| What to produce |
Scan the lines and state how many carry "styles". Leave out everything but the number.

| Stored data |
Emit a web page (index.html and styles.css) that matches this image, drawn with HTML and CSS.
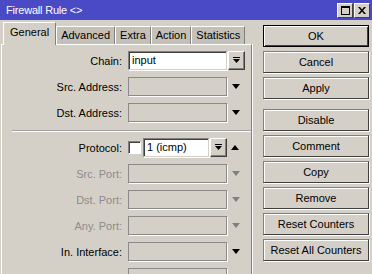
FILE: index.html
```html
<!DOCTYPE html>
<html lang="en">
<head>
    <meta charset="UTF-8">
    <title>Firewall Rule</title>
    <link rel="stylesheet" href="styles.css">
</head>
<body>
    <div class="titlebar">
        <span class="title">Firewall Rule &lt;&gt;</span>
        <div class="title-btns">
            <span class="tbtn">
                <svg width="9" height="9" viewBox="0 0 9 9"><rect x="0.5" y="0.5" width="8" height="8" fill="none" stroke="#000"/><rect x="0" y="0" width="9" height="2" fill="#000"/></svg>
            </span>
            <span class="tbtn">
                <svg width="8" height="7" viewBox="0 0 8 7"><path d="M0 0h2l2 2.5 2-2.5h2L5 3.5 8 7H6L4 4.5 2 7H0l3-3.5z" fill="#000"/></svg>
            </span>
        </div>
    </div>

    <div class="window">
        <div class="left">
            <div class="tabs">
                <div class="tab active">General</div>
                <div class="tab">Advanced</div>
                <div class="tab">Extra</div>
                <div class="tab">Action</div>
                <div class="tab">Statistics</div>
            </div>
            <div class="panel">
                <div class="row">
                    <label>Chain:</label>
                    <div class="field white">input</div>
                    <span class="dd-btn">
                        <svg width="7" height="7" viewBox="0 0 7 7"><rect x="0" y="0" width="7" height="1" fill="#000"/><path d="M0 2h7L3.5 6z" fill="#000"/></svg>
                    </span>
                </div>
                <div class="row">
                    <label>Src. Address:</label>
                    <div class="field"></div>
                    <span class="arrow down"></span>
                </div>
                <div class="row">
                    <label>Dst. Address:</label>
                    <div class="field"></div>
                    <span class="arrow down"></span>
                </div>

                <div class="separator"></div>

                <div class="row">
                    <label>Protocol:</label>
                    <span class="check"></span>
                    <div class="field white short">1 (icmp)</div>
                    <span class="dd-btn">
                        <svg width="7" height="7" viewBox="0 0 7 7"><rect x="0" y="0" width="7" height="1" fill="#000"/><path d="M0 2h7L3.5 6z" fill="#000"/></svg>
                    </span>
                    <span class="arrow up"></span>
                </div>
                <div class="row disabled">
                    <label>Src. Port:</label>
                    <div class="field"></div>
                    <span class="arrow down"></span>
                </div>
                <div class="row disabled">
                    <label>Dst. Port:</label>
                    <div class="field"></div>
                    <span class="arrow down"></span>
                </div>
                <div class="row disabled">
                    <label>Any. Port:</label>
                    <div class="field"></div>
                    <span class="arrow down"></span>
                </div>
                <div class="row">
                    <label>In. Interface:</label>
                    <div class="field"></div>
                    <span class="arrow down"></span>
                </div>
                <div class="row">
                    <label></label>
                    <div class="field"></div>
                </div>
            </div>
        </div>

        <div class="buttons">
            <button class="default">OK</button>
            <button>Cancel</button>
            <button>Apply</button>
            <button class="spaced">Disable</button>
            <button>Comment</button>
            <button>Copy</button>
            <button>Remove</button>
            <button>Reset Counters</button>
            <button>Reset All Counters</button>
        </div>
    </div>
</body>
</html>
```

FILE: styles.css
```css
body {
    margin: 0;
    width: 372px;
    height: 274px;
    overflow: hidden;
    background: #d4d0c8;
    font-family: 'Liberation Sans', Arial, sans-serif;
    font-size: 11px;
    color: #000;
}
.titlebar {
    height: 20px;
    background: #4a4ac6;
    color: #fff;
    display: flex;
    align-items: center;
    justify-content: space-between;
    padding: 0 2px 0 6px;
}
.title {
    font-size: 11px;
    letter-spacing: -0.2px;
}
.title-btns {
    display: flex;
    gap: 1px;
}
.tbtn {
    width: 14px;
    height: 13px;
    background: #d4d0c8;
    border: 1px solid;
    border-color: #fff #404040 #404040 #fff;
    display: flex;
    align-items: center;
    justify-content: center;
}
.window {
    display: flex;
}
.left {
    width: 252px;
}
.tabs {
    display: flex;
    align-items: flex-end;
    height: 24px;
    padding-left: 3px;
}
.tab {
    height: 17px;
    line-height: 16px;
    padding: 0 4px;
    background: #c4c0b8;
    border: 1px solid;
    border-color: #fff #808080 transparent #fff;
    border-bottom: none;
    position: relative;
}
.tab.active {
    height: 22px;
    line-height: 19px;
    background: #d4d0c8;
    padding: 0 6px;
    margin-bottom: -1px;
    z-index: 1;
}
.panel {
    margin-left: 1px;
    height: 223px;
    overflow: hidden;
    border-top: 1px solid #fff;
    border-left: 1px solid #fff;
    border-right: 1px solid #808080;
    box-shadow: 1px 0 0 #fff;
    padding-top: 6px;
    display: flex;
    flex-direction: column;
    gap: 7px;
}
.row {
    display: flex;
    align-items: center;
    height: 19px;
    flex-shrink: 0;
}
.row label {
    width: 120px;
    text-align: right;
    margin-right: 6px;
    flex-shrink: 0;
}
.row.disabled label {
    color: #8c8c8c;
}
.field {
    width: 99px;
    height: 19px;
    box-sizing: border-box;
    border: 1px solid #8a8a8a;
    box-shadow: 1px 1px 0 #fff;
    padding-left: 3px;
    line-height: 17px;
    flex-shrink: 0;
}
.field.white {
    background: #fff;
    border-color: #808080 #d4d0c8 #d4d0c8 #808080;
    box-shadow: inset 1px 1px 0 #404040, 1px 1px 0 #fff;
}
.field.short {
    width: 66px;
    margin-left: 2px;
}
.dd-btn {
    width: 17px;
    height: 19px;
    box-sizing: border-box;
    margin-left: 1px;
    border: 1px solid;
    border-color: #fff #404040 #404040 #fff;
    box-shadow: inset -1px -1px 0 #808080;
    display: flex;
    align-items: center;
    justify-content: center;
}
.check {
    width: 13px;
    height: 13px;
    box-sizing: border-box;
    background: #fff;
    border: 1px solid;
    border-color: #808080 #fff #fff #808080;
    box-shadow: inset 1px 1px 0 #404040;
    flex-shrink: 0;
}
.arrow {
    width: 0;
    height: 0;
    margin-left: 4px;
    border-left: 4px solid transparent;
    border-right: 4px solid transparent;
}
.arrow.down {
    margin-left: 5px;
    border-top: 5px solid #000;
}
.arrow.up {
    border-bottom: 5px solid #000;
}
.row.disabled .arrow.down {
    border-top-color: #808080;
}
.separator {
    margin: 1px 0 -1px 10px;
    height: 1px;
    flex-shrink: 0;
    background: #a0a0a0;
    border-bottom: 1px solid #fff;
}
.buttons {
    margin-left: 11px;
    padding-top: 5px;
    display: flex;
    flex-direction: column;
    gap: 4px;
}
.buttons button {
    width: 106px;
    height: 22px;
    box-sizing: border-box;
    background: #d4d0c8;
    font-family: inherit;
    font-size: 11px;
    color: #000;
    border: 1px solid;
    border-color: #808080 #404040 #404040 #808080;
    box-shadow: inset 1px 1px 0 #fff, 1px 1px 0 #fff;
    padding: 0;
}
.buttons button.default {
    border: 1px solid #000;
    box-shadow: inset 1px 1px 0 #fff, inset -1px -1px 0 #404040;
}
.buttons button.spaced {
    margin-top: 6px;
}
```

| Expected output |
3